Alfred Price, a historian known for attacking Battle of Britain myths, criticised Allen's Times assertion that the Luftwaffe could have knocked Britain out of the war had it concentrated the night blitz against British ports. To achieve this, Price argued, 'the Luftwaffe would have had to mount a series of heavy and accurate attacks, repeated at regular intervals over a period of several months ... the force lacked both the strength and equipment to achieve this'.

Margaret Salmond, widow of a senior air force officer also wrote a 'vehement protest' to Allen's phrase 'The Battle of Britain that never was' emphasising that 'we should never forget how much we owe to those brave young pilots ...' reflecting a widely held perception that only a handful of RAF pilots had prevented the invasion.
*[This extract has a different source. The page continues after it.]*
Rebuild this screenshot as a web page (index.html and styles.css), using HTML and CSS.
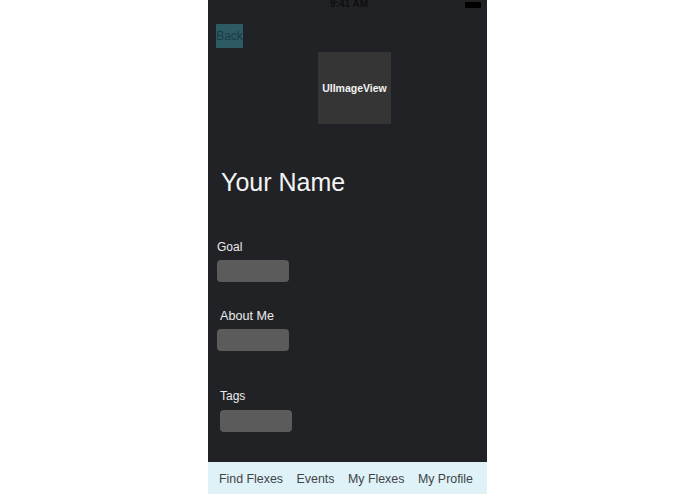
FILE: index.html
```html
<!DOCTYPE html>
<html>
<head>
<meta charset="utf-8">
<link rel="stylesheet" href="styles.css">
</head>
<body>
<div class="phone">
  <div class="status">
    <span class="time">9:41 AM</span>
    <span class="battery"></span>
  </div>
  <div class="content">
    <div class="back">Back</div>
    <div class="imageview">UIImageView</div>
    <div class="name">Your Name</div>
    <div class="label label-goal">Goal</div>
    <div class="field field-goal"></div>
    <div class="label label-about">About Me</div>
    <div class="field field-about"></div>
    <div class="label label-tags">Tags</div>
    <div class="field field-tags"></div>
  </div>
  <div class="tabbar">
    <span>Find Flexes</span>
    <span>Events</span>
    <span>My Flexes</span>
    <span>My Profile</span>
  </div>
</div>
</body>
</html>
```

FILE: styles.css
```css
html, body {
  margin: 0;
  padding: 0;
  background: #ffffff;
}
body {
  font-family: "Liberation Sans", Arial, sans-serif;
  width: 695px;
  height: 494px;
  overflow: hidden;
}
.phone {
  margin-left: 208px;
  width: 279px;
  height: 494px;
  background: #212226;
  display: flex;
  flex-direction: column;
}
.status {
  height: 10px;
  display: flex;
  justify-content: center;
  position: relative;
  overflow: hidden;
}
.time {
  font-size: 10px;
  line-height: 10px;
  font-weight: 700;
  color: #0e0e0f;
  margin-top: -1px;
  margin-left: 3px;
}
.battery {
  position: absolute;
  right: 6px;
  top: 2px;
  width: 16px;
  height: 6px;
  background: #000;
  border-radius: 1px;
}
.content {
  display: flex;
  flex-direction: column;
  align-items: flex-start;
}
.back {
  margin-top: 14px;
  margin-left: 8px;
  width: 27px;
  height: 24px;
  line-height: 24px;
  background: #2c5a65;
  color: #1b3a44;
  font-size: 12px;
  text-align: center;
  overflow: hidden;
}
.imageview {
  margin-top: 4px;
  margin-left: 110px;
  width: 73px;
  height: 72px;
  background: #353536;
  color: #f2f2f2;
  font-size: 10.5px;
  font-weight: 700;
  display: flex;
  align-items: center;
  justify-content: center;
}
.name {
  margin-top: 43px;
  margin-left: 13px;
  font-size: 25px;
  line-height: 30px;
  color: #f3f3f3;
}
.label {
  font-size: 12px;
  line-height: 14px;
  color: #ececec;
}
.label-goal {
  margin-top: 43px;
  margin-left: 9px;
}
.label-about {
  margin-top: 27px;
  margin-left: 12px;
  font-size: 12.6px;
}
.label-tags {
  margin-top: 38px;
  margin-left: 12px;
}
.field {
  width: 72px;
  height: 22px;
  border-radius: 4px;
  background: #5b5b5c;
}
.field-goal {
  margin-top: 6px;
  margin-left: 9px;
}
.field-about {
  margin-top: 6px;
  margin-left: 9px;
}
.field-tags {
  margin-top: 7px;
  margin-left: 12px;
}
.tabbar {
  margin-top: auto;
  height: 32px;
  background: #dff2f7;
  display: flex;
  gap: 13.5px;
  padding-left: 11px;
  font-size: 12.4px;
  line-height: 32px;
  padding-top: 1px;
  box-sizing: border-box;
  color: #3f4447;
}
```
In fact it was never his intention to deprecate former comrades whom he had already praised but it was still difficult to attack popular perceptions of the RAF's role without seeming to attack 'the few'.

Allen's views were given prominent coverage in the Times during the 44th and 48th Battle of Britain anniversaries. Publicising these opinions in such a prominent way did not endear Allen to former RAF colleagues or to the general public.